## Stated exercise
Write out each line word for word. Drop pictures.

## Given data
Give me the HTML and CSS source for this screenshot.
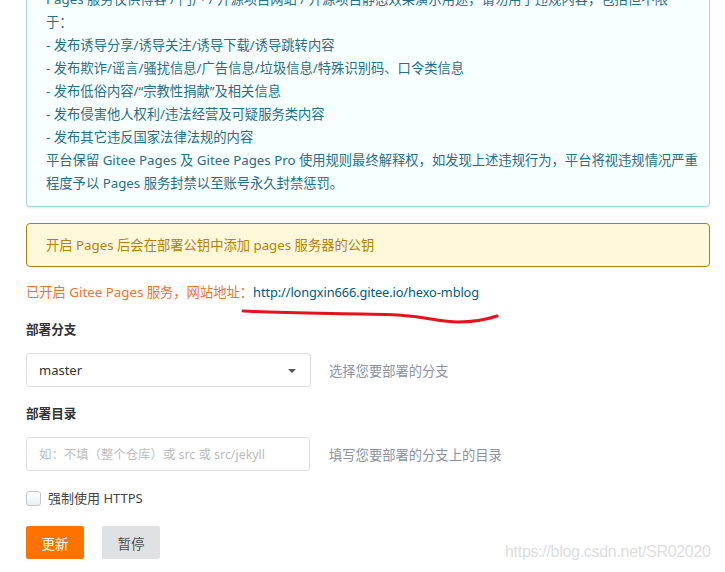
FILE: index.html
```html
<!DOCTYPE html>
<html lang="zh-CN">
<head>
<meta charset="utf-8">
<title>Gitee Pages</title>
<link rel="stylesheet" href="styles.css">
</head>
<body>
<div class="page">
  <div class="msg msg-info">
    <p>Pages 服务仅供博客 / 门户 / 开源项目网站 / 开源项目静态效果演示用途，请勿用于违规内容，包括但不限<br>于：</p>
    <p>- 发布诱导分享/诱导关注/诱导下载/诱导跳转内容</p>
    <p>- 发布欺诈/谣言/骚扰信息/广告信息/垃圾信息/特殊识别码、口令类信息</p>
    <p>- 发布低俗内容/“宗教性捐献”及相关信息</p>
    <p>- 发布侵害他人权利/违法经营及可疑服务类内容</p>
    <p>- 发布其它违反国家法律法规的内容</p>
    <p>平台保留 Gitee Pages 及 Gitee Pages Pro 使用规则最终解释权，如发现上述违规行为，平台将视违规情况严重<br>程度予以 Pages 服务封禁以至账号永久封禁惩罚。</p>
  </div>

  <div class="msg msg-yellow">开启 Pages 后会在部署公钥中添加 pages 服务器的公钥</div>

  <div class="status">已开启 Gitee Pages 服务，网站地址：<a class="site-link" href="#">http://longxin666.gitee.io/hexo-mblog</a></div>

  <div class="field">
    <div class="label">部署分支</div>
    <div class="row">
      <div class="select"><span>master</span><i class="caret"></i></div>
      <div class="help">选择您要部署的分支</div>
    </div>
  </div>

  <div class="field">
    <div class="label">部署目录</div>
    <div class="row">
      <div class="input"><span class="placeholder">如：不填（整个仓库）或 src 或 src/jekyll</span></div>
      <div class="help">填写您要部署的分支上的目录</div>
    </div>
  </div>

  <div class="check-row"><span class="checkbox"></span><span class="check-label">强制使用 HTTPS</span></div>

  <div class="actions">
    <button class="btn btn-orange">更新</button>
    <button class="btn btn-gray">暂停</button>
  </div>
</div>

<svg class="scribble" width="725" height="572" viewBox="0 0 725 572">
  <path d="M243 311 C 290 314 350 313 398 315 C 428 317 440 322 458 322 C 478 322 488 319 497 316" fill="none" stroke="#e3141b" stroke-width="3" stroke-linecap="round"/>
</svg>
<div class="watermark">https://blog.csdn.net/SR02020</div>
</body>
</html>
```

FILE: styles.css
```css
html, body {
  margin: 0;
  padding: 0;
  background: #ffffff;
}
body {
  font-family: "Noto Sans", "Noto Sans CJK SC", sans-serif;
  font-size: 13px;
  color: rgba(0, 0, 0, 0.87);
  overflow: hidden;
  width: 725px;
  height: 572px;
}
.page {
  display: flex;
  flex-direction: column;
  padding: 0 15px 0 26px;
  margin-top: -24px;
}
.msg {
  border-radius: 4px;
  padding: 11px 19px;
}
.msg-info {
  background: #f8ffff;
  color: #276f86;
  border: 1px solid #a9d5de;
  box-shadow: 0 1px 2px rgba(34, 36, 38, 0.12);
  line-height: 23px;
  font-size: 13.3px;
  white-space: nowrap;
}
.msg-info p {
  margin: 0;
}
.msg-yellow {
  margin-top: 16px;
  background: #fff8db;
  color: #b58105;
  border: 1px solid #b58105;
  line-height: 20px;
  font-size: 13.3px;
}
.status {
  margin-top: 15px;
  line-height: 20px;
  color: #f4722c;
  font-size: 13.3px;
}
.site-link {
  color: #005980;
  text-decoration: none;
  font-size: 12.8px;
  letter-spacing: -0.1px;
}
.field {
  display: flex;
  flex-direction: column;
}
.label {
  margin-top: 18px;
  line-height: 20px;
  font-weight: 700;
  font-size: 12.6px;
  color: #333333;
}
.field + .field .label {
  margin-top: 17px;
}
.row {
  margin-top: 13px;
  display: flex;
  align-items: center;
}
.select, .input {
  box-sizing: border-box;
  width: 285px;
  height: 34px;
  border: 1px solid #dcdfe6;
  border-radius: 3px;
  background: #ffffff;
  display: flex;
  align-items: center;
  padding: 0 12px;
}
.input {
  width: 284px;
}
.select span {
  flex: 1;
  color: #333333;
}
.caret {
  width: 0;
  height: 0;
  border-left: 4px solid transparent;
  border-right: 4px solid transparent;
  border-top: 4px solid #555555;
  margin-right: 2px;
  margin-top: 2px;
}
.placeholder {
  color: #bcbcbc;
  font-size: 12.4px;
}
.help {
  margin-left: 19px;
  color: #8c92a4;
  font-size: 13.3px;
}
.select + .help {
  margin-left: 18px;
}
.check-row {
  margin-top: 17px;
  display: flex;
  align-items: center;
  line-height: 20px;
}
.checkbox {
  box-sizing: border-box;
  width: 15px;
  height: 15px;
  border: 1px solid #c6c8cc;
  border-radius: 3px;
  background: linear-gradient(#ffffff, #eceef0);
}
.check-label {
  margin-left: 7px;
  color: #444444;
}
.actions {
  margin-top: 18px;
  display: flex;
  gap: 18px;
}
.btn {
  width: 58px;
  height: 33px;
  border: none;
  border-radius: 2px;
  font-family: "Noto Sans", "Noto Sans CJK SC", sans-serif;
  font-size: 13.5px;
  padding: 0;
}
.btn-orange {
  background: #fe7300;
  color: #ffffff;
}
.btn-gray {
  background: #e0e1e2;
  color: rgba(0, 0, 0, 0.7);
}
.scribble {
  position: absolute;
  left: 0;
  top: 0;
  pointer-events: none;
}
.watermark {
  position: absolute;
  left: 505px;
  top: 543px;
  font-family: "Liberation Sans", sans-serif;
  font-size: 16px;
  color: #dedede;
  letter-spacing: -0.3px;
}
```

## Response for this exercise
Give me the HTML and CSS source for this screenshot.
FILE: index.html
```html
<!DOCTYPE html>
<html lang="zh-CN">
<head>
<meta charset="utf-8">
<title>Gitee Pages</title>
<link rel="stylesheet" href="styles.css">
</head>
<body>
<div class="page">
  <div class="msg msg-info">
    <p>Pages 服务仅供博客 / 门户 / 开源项目网站 / 开源项目静态效果演示用途，请勿用于违规内容，包括但不限<br>于：</p>
    <p>- 发布诱导分享/诱导关注/诱导下载/诱导跳转内容</p>
    <p>- 发布欺诈/谣言/骚扰信息/广告信息/垃圾信息/特殊识别码、口令类信息</p>
    <p>- 发布低俗内容/“宗教性捐献”及相关信息</p>
    <p>- 发布侵害他人权利/违法经营及可疑服务类内容</p>
    <p>- 发布其它违反国家法律法规的内容</p>
    <p>平台保留 Gitee Pages 及 Gitee Pages Pro 使用规则最终解释权，如发现上述违规行为，平台将视违规情况严重<br>程度予以 Pages 服务封禁以至账号永久封禁惩罚。</p>
  </div>

  <div class="msg msg-yellow">开启 Pages 后会在部署公钥中添加 pages 服务器的公钥</div>

  <div class="status">已开启 Gitee Pages 服务，网站地址：<a class="site-link" href="#">http://longxin666.gitee.io/hexo-mblog</a></div>

  <div class="field">
    <div class="label">部署分支</div>
    <div class="row">
      <div class="select"><span>master</span><i class="caret"></i></div>
      <div class="help">选择您要部署的分支</div>
    </div>
  </div>

  <div class="field">
    <div class="label">部署目录</div>
    <div class="row">
      <div class="input"><span class="placeholder">如：不填（整个仓库）或 src 或 src/jekyll</span></div>
      <div class="help">填写您要部署的分支上的目录</div>
    </div>
  </div>

  <div class="check-row"><span class="checkbox"></span><span class="check-label">强制使用 HTTPS</span></div>

  <div class="actions">
    <button class="btn btn-orange">更新</button>
    <button class="btn btn-gray">暂停</button>
  </div>
</div>

<svg class="scribble" width="725" height="572" viewBox="0 0 725 572">
  <path d="M243 311 C 290 314 350 313 398 315 C 428 317 440 322 458 322 C 478 322 488 319 497 316" fill="none" stroke="#e3141b" stroke-width="3" stroke-linecap="round"/>
</svg>
<div class="watermark">https://blog.csdn.net/SR02020</div>
</body>
</html>
```

FILE: styles.css
```css
html, body {
  margin: 0;
  padding: 0;
  background: #ffffff;
}
body {
  font-family: "Noto Sans", "Noto Sans CJK SC", sans-serif;
  font-size: 13px;
  color: rgba(0, 0, 0, 0.87);
  overflow: hidden;
  width: 725px;
  height: 572px;
}
.page {
  display: flex;
  flex-direction: column;
  padding: 0 15px 0 26px;
  margin-top: -24px;
}
.msg {
  border-radius: 4px;
  padding: 11px 19px;
}
.msg-info {
  background: #f8ffff;
  color: #276f86;
  border: 1px solid #a9d5de;
  box-shadow: 0 1px 2px rgba(34, 36, 38, 0.12);
  line-height: 23px;
  font-size: 13.3px;
  white-space: nowrap;
}
.msg-info p {
  margin: 0;
}
.msg-yellow {
  margin-top: 16px;
  background: #fff8db;
  color: #b58105;
  border: 1px solid #b58105;
  line-height: 20px;
  font-size: 13.3px;
}
.status {
  margin-top: 15px;
  line-height: 20px;
  color: #f4722c;
  font-size: 13.3px;
}
.site-link {
  color: #005980;
  text-decoration: none;
  font-size: 12.8px;
  letter-spacing: -0.1px;
}
.field {
  display: flex;
  flex-direction: column;
}
.label {
  margin-top: 18px;
  line-height: 20px;
  font-weight: 700;
  font-size: 12.6px;
  color: #333333;
}
.field + .field .label {
  margin-top: 17px;
}
.row {
  margin-top: 13px;
  display: flex;
  align-items: center;
}
.select, .input {
  box-sizing: border-box;
  width: 285px;
  height: 34px;
  border: 1px solid #dcdfe6;
  border-radius: 3px;
  background: #ffffff;
  display: flex;
  align-items: center;
  padding: 0 12px;
}
.input {
  width: 284px;
}
.select span {
  flex: 1;
  color: #333333;
}
.caret {
  width: 0;
  height: 0;
  border-left: 4px solid transparent;
  border-right: 4px solid transparent;
  border-top: 4px solid #555555;
  margin-right: 2px;
  margin-top: 2px;
}
.placeholder {
  color: #bcbcbc;
  font-size: 12.4px;
}
.help {
  margin-left: 19px;
  color: #8c92a4;
  font-size: 13.3px;
}
.select + .help {
  margin-left: 18px;
}
.check-row {
  margin-top: 17px;
  display: flex;
  align-items: center;
  line-height: 20px;
}
.checkbox {
  box-sizing: border-box;
  width: 15px;
  height: 15px;
  border: 1px solid #c6c8cc;
  border-radius: 3px;
  background: linear-gradient(#ffffff, #eceef0);
}
.check-label {
  margin-left: 7px;
  color: #444444;
}
.actions {
  margin-top: 18px;
  display: flex;
  gap: 18px;
}
.btn {
  width: 58px;
  height: 33px;
  border: none;
  border-radius: 2px;
  font-family: "Noto Sans", "Noto Sans CJK SC", sans-serif;
  font-size: 13.5px;
  padding: 0;
}
.btn-orange {
  background: #fe7300;
  color: #ffffff;
}
.btn-gray {
  background: #e0e1e2;
  color: rgba(0, 0, 0, 0.7);
}
.scribble {
  position: absolute;
  left: 0;
  top: 0;
  pointer-events: none;
}
.watermark {
  position: absolute;
  left: 505px;
  top: 543px;
  font-family: "Liberation Sans", sans-serif;
  font-size: 16px;
  color: #dedede;
  letter-spacing: -0.3px;
}
```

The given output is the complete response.